Plummeting FinTech IPO Index Carries Warning for Future Startup Funding

FinTech IPO, tech, startups, index

There are downturns, and then there are the routs signaling that something’s changed.

Changed in the minds of retail investors, and also for the institutions and the investors that ante up the capital that helps startups make the leap onto the public markets.

It seems that the Nasdaq has a reliable trend — down — and Monday’s latest rally that then fizzled through the end of the session offers proof positive that the trend has staying power. The PYMNTS FinTech IPO Index offers a way to connect data to those sentiments.

As noted in this space in recent days, the Index was trading at all time lows, and now stands, year to date, off 50%. The most recent readings are also 75% off peaks seen last year.

Investors’ trading of publicly listed issues can stand as a proxy of where they think these disruptive firms are headed — and giving plunge after plunge, the disruptors may themselves seem headed for what might charitably be termed a nuclear winter. Stock prices tend to be a reflection of top line and bottom line expectations, and these expectations are not sanguine ones.

Reckoning With Macro Pressures 

Companies like Upstart have shown, through the latest commentary on earnings calls, that rates are rising for would-be borrowers and approval rates are ticking down. That’s a sign that in at least some respects, the data-driven, high-tech models that have been such a staple of our FinTech class are in for a challenge.

See also: Upstart, Billtrust, Bill.com Drag FinTech IPO Index to New Lows

Cautious forecasts are the name of the game, at least for now.

In triangulating some other data points, The Wall Street Journal noted Monday that expectations that funding would come through for some privately held firms, did not in fact happen. Anecdotally, eCommerce startup Thrasio might have, at least recently, been valued at $10 billion (at least) before moving to the public markets.

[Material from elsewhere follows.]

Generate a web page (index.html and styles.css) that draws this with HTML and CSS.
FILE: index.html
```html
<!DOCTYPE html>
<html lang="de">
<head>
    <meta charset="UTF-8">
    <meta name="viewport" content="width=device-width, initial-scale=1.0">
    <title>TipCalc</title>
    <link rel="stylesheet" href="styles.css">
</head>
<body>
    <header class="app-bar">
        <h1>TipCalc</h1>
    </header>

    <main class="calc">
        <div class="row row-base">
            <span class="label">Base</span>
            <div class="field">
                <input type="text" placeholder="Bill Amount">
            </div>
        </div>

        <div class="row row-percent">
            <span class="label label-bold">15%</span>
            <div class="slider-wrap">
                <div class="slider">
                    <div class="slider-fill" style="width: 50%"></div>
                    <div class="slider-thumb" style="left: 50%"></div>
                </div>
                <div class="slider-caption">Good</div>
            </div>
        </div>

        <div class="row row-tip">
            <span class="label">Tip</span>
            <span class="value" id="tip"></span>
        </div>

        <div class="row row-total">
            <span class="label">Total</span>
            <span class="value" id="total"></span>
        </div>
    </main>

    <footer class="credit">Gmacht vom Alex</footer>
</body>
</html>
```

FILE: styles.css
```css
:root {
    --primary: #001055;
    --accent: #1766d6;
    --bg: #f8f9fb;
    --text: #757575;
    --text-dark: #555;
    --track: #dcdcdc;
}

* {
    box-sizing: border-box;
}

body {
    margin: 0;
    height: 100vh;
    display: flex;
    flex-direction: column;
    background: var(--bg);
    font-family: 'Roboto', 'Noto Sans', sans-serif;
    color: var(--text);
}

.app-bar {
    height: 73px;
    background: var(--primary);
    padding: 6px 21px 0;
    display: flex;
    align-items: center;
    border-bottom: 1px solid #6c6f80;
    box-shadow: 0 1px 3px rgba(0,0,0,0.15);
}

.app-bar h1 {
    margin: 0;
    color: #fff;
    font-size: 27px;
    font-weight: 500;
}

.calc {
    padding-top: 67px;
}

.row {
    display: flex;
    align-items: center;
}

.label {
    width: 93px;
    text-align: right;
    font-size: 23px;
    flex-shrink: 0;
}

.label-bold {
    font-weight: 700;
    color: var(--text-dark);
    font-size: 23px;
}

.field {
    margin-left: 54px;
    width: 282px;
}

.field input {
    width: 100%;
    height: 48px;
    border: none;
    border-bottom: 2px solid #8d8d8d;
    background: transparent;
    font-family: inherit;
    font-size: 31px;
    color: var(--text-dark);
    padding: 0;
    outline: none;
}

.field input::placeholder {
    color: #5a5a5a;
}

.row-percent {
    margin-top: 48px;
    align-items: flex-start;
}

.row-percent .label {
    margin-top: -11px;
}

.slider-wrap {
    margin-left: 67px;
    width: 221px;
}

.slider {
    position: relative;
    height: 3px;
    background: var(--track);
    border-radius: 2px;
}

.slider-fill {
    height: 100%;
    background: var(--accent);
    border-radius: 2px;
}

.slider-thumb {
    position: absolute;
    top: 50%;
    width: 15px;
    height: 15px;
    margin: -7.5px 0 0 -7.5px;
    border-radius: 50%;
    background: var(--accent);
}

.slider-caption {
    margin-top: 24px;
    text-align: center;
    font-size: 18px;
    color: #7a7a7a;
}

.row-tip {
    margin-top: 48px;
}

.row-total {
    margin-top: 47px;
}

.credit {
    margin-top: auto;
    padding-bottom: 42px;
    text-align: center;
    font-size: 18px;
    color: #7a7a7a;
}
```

However, that didn’t happen because the funding did not come through — and now the company is burning through its own capital that had been previously raised. Layoffs have been a fact of life among firms such as these (20% of the staff was laid off at Thrasio), and Better.com and other companies have done the same.

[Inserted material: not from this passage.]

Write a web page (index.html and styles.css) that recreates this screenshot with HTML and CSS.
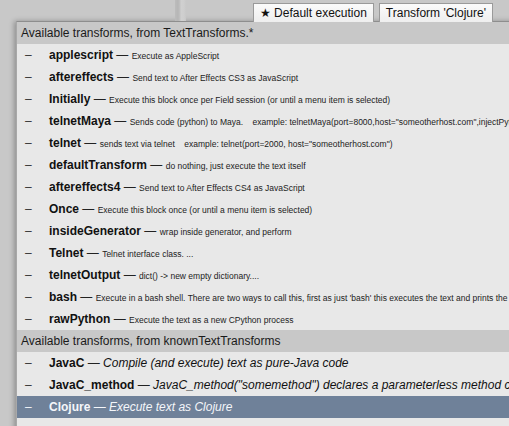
FILE: index.html
```html
<!DOCTYPE html>
<html>
<head>
<meta charset="utf-8">
<link rel="stylesheet" href="styles.css">
</head>
<body>
<div class="window">
  <div class="toolbar">
    <div class="divider"></div>
    <div class="buttons">
      <span class="btn">★ Default execution</span>
      <span class="btn">Transform 'Clojure'</span>
    </div>
  </div>
  <div class="menu">
    <div class="section">Available transforms, from TextTransforms.*</div>
    <div class="row"><span class="dash">–</span><span class="name">applescript</span><span class="sep"> — </span><span class="desc">Execute as AppleScript</span></div>
    <div class="row"><span class="dash">–</span><span class="name">aftereffects</span><span class="sep"> — </span><span class="desc">Send text to After Effects CS3 as JavaScript</span></div>
    <div class="row"><span class="dash">–</span><span class="name">Initially</span><span class="sep"> — </span><span class="desc">Execute this block once per Field session (or until a menu item is selected)</span></div>
    <div class="row"><span class="dash">–</span><span class="name">telnetMaya</span><span class="sep"> — </span><span class="desc">Sends code (python) to Maya.    example: telnetMaya(port=8000,host="someotherhost.com",injectPython=True)</span></div>
    <div class="row"><span class="dash">–</span><span class="name">telnet</span><span class="sep"> — </span><span class="desc">sends text via telnet    example: telnet(port=2000, host="someotherhost.com")</span></div>
    <div class="row"><span class="dash">–</span><span class="name">defaultTransform</span><span class="sep"> — </span><span class="desc">do nothing, just execute the text itself</span></div>
    <div class="row"><span class="dash">–</span><span class="name">aftereffects4</span><span class="sep"> — </span><span class="desc">Send text to After Effects CS4 as JavaScript</span></div>
    <div class="row"><span class="dash">–</span><span class="name">Once</span><span class="sep"> — </span><span class="desc">Execute this block once (or until a menu item is selected)</span></div>
    <div class="row"><span class="dash">–</span><span class="name">insideGenerator</span><span class="sep"> — </span><span class="desc">wrap inside generator, and perform</span></div>
    <div class="row"><span class="dash">–</span><span class="name">Telnet</span><span class="sep"> — </span><span class="desc">Telnet interface class. ...</span></div>
    <div class="row"><span class="dash">–</span><span class="name">telnetOutput</span><span class="sep"> — </span><span class="desc">dict() -&gt; new empty dictionary....</span></div>
    <div class="row"><span class="dash">–</span><span class="name">bash</span><span class="sep"> — </span><span class="desc">Execute in a bash shell. There are two ways to call this, first as just 'bash' this executes the text and prints the output</span></div>
    <div class="row"><span class="dash">–</span><span class="name">rawPython</span><span class="sep"> — </span><span class="desc">Execute the text as a new CPython process</span></div>
    <div class="section">Available transforms, from knownTextTransforms</div>
    <div class="row"><span class="dash">–</span><span class="name">JavaC</span><span class="sep"> — </span><span class="idesc">Compile (and execute) text as pure-Java code</span></div>
    <div class="row"><span class="dash">–</span><span class="name">JavaC_method</span><span class="sep"> — </span><span class="idesc">JavaC_method("somemethod") declares a parameterless method called somemethod</span></div>
    <div class="row selected"><span class="dash">–</span><span class="name">Clojure</span><span class="sep"> — </span><span class="idesc">Execute text as Clojure</span></div>
    <div class="row"></div>
  </div>
</div>
</body>
</html>
```

FILE: styles.css
```css
html, body {
  margin: 0;
  padding: 0;
  width: 509px;
  height: 426px;
  overflow: hidden;
  background: #c8c8c8;
  font-family: "Liberation Sans", Arial, sans-serif;
  color: #111;
}

.window {
  width: 509px;
  height: 426px;
  overflow: hidden;
}

.toolbar {
  height: 21px;
  display: flex;
  position: relative;
}

.divider {
  position: absolute;
  left: 175px;
  top: 0;
  width: 11px;
  height: 21px;
  background: linear-gradient(to right, #bcbcbc 0, #b6b6b6 3px, #c2c2c2 5px, #d0d0d0 6px, #cecece 9px, #c8c8c8 11px);
}

.buttons {
  margin-left: auto;
  margin-right: 16px;
  margin-top: 3px;
  display: flex;
  gap: 5px;
  height: 18px;
}

.btn {
  display: block;
  height: 18px;
  line-height: 18px;
  padding: 0 6px;
  font-size: 12px;
  color: #111;
  background: linear-gradient(#fbfbfb, #eeeeee);
  border: 1px solid #9a9a9a;
  border-bottom: none;
}

.menu {
  margin-left: 16px;
  width: 560px;
  border-top: 1px solid #8e8e8e;
  border-left: 1px solid #a8a8a8;
  background: #e8e8e8;
  box-shadow: -2px 0 5px rgba(0, 0, 0, 0.28);
  white-space: nowrap;
}

.section {
  height: 22px;
  line-height: 22px;
  background: #c8c8c8;
  font-size: 12px;
  padding-left: 4px;
  color: #1a1a1a;
}

.row {
  height: 22px;
  line-height: 22px;
  display: flex;
  align-items: baseline;
  white-space: pre;
}

.row > span {
  flex-shrink: 0;
}

.dash {
  width: 32px;
  padding-left: 8px;
  box-sizing: border-box;
  font-size: 12px;
  color: #333;
}

.name {
  font-weight: bold;
  font-size: 12px;
  color: #111;
}

.sep {
  font-size: 12px;
  color: #222;
}

.desc {
  font-size: 8.5px;
  color: #222;
}

.idesc {
  font-size: 12px;
  font-style: italic;
  color: #111;
}

.selected {
  background: #6f8199;
}

.selected .dash,
.selected .name,
.selected .sep,
.selected .idesc {
  color: #f4f6fa;
}
```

Pick your stories, it seems, and the refrain is similar. High-flying companies are crashing to Earth, at least in equities. The private markets have to gird for a a pullback in funding. On the one hand, as noted by the Journal, venture capitalists (VCs) want to see these companies break even at least.

Related: SoftBank’s Vision Fund Suffers Amid Tech Stock Slide

On the other hand, we contend, the volatility of Wall Street darlings that are now Wall Street scapegoats may give VCs and other investors pause. It’s a common exit strategy to head toward the public markets and cash out. That avenue seems a bit, well, dicey now.

Alternatively, the idea of hanging on to a company as an early-stage investor and selling to another (larger) competitor also seems less a sure bet than it once was — after all, an acquiring firm wants to see steady top line and operating metrics, too. But in this macro climate, they might prefer to hang onto their cash hoards for a rainy day.

The halcyon days are over and what comes next is no sure thing.